They are MEPs and they exercise freely as such. The full Spanish Constitutional Court, in a judgment drafted by judge Cándido Conde-Pumpido, has dismissed the appeal for constitutional protection lodged by the Catalan president-in-exile Carles Puigdemont and former government minister Toni Comín which questioned the 2019 decision of the Central Electoral Board (JEC), judicially ratified by the Supreme Court, not to include them in the list of elected representatives communicated to the European Parliament on the basis that they did not swear allegiance to the Constitution in Madrid after the elections held on May 26th 2019.

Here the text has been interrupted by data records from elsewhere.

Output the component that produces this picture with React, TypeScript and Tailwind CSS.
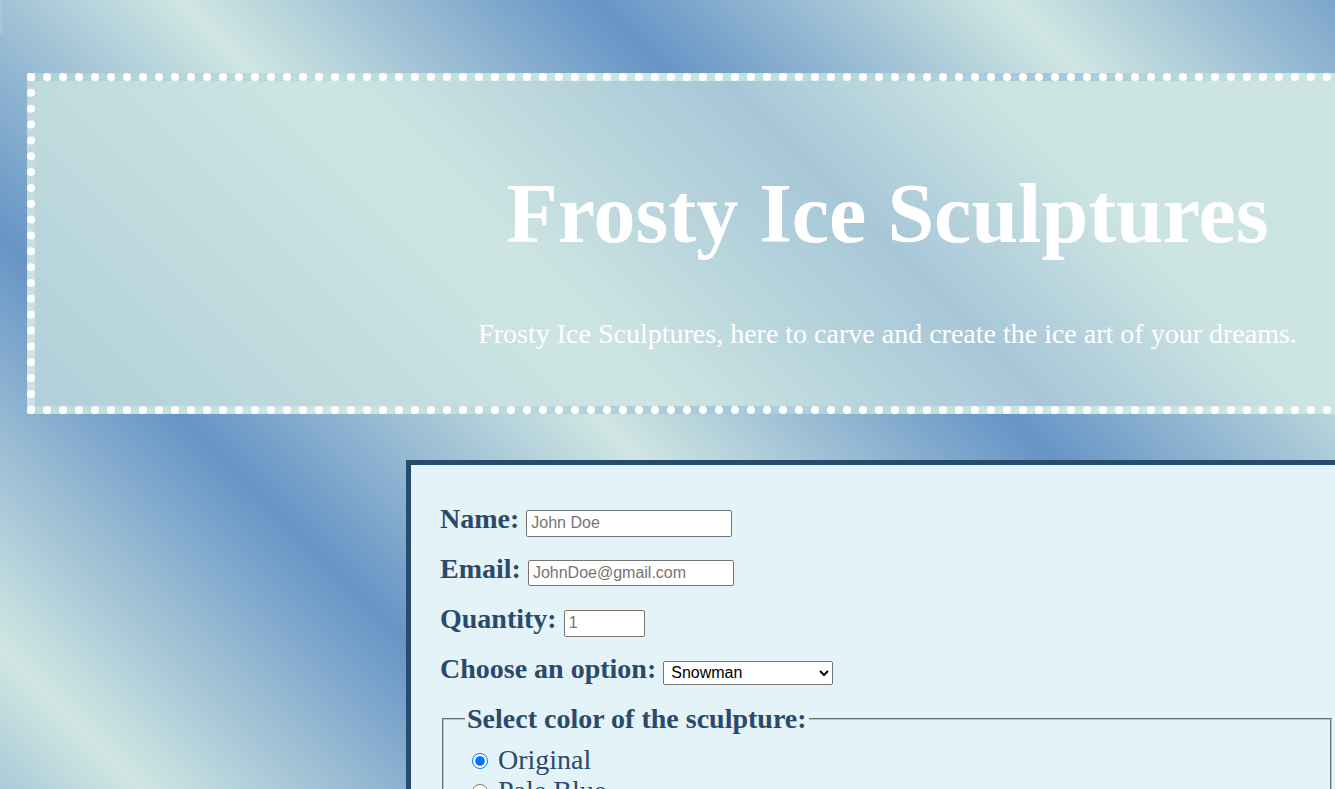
import React from "react";

export default function App() {
  const serif = "font-['Liberation_Serif','Times_New_Roman',serif]";
  const sans = "font-['Liberation_Sans',Arial,sans-serif]";
  return (
    <div
      className={`relative h-[789px] w-full overflow-hidden bg-[repeating-linear-gradient(45deg,#cfe6e2_100px,#6694c6_392px,#cfe6e2_685px)] ${serif}`}
    >
      <div className="absolute left-0 top-0 h-[35px] w-[3px] bg-white/10" />
      <div className="ml-[27px] w-[1721px] pt-[73px]">
        <header className="flex h-[341px] flex-col items-center border-8 border-dotted border-white bg-[linear-gradient(45deg,#b0cfd9_0%,#cde5e2_29%,#cde5e2_31%,#a7c7d8_50%,#cde5e2_63%,#cde5e2_85%,#bcd8dd_100%)] pt-[86px] text-center text-white">
          <h1 className="text-[84px] font-bold leading-[93px]">Frosty Ice Sculptures</h1>
          <p className="mt-[58px] text-[28px] leading-[31px]">
            Frosty Ice Sculptures, here to carve and create the ice art of your dreams.
          </p>
        </header>

        <form className="ml-[379px] mt-[46px] w-[962px] border-[5px] border-[#284a6b] bg-[#e3f3f7] px-[29px] pb-[30px] pt-[38px] text-[28px] text-[#2b4a6b]">
          <div className="flex h-[50px] items-baseline gap-[7px]">
            <span className="font-bold leading-[31px]">Name:</span>
            <input
              type="text"
              placeholder="John Doe"
              className={`h-[27px] w-[206px] rounded-[2px] border border-[#767676] bg-white px-[4px] text-[16px] text-black placeholder:text-[#757575] ${sans}`}
            />
          </div>
          <div className="flex h-[50px] items-baseline gap-[7px]">
            <span className="font-bold leading-[31px]">Email:</span>
            <input
              type="email"
              placeholder="JohnDoe@gmail.com"
              className={`h-[26px] w-[206px] rounded-[2px] border border-[#767676] bg-white px-[4px] text-[16px] text-black placeholder:text-[#757575] ${sans}`}
            />
          </div>
          <div className="flex h-[50px] items-baseline gap-[7px]">
            <span className="font-bold leading-[31px]">Quantity:</span>
            <input
              type="number"
              placeholder="1"
              className={`h-[27px] w-[81px] rounded-[2px] border border-[#767676] bg-white px-[4px] text-[16px] text-black placeholder:text-[#757575] ${sans}`}
            />
          </div>
          <div className="flex h-[50px] items-baseline gap-[7px]">
            <span className="font-bold leading-[31px]">Choose an option:</span>
            <select
              defaultValue="snowman"
              className={`h-[24px] w-[170px] rounded-[2px] border border-[#767676] bg-white pl-[3px] text-[16px] text-black ${sans}`}
            >
              <option value="snowman">Snowman</option>
              <option value="swan">Swan</option>
              <option value="castle">Castle</option>
            </select>
          </div>

          <fieldset className="mx-[2px] border-2 border-[#c0c0c0] px-[21px] pb-[18px] pt-[10px] [border-style:groove]">
            <legend className="px-[2px] font-bold leading-[31px]">Select color of the sculpture:</legend>
            {["Original", "Pale Blue", "Clear", "Frosted White"].map((c, i) => (
              <label key={c} className="block leading-[31px]">
                <input
                  type="radio"
                  name="color"
                  defaultChecked={i === 0}
                  className="ml-[7px] mr-[3px] mt-[3px] h-4 w-4 align-baseline"
                />{" "}
                {c}
              </label>
            ))}
          </fieldset>
        </form>
      </div>
    </div>
  );
}
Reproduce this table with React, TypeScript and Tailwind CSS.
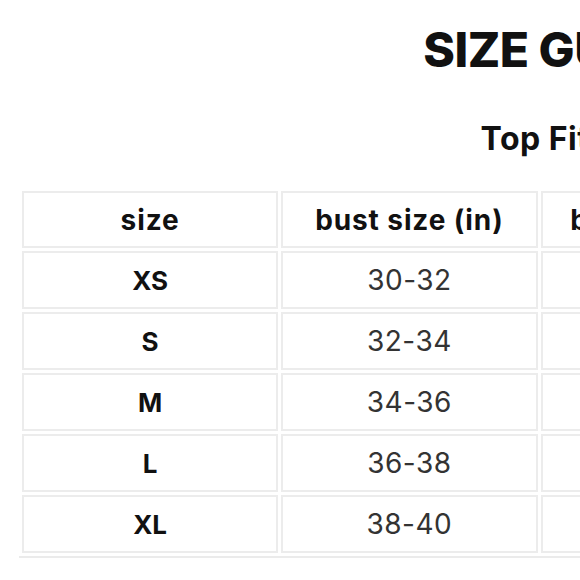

In a resolution communicated this Tuesday, the constitutional judges affirm that the European Parliament, in its session of January 13th, 2020, accepted their election as members with retroactive effect from July 2nd, 2019, and consequently, from that date both were authorized to assume their functions, to exercise their mandates as representatives and to occupy their seats, fully exercising from then on the rights corresponding to the representative positions to which they were elected. And, having been recognized as MEPs, their main claim to protection was lost and the court therefore dismissed their appeal. Thus, the appeal by the two Catalans was rejected, and yet the reasons for its rejection provide a very timely and important reaffirmation.
The EU Parliament, the JEC and Puigdemont
It is the circumstance thus described, subsequent to the JEC accords which they were disputing, that makes it clear that Puigdemont and Comín "obtained, de facto, extra-procedural remedy for their claims for the restoration or preservation of the fundamental rights denounced, and for that reason the possible injury done to them does not continue". Thus, the Constitutional Court then asserts that the procedural nature of constitutional protection makes it inappropriate to rule on "purely declarative claims unrelated to a real and effective injury to the rights that are invoked". And as a result of "the circumstance set out", it is possible to appreciate the "extinction of the object of the main claim for protection, and of all its derivatives, which justifies the rejection of the claims presented", it concludes.
The timeliness of the court's judgment is that it arrives in the middle of a sequence in which the European chamber had requested information from the JEC about the credentials as MEPs of Puigdemont, Comín, Clara Ponsatí and Jordi Solé. Specifically, the president of the European Parliament, Roberta Metsola, had asked the Spanish electoral body to confirm whether the four MEPs mentioned are in the list of the 59 Spanish positions proclaimed elected in the European elections in 2019, after the the chamber's Legal Affairs Committee was unable to verify the MEPs' credentials. In response to the parliamentary president, the JEC took a position against the European Court of Justice, attempting to put in doubt their status as MEPs: it said that Puigdemont and the others had to swear on the Constitution in Madrid to become MEPs.
The Constitutional Court's responses
After the JEC's reply, the European Parliament stated that the chamber's legal team would examine the "consequences" of what the Spanish electoral body had expressed. But as well, a group of Italian MEPs urged Metsola to defend David Sassoli's legacy from Spanish contempt, since in its response, the JEC took the opportunity to criticise the decision of the now-deceased president of the European chamber for having recognized Puigdemont, Comín, Ponsatí and Solé as MEPs. "We are deeply shocked by the words and the tone with which an official body of the Spanish electoral administration denigrates the work of the former president of the European Parliament, David Sassoli," they expressed in a letter.
Before all this, in February of this year, the Spanish Constitutional Court had already declared Puigdemont's appeal extinguished due to the fact that he had become a member of the European Parliament: that is, it did not admit the president-in-exile's appeal against the JEC's decision not to recognize them as MEPs. Puigdemont and Comín had asked the Supreme Court to provisionally grant them credentials and immunity as MEPs, but the court rejected the interim measures requested at that time. Two years later, the Constitutional Court did not admit the appeal for constitutional protection that had been presented to it in 2019 for the alleged violation of the right to a process with proper legal guarantees. At that time, the court also declared extinguished the appeal for "unexpected ineligibility of the subject", since both had by become representatives in the European Parliament. Gonzalo Boye merely recalled that the TC's response was two years late. On the other hand, the court did admit the appeal of former minister Clara Ponsatí against the denial of the suspension by the Supreme Court in the case (20907/2017) against the Catalan independence leaders.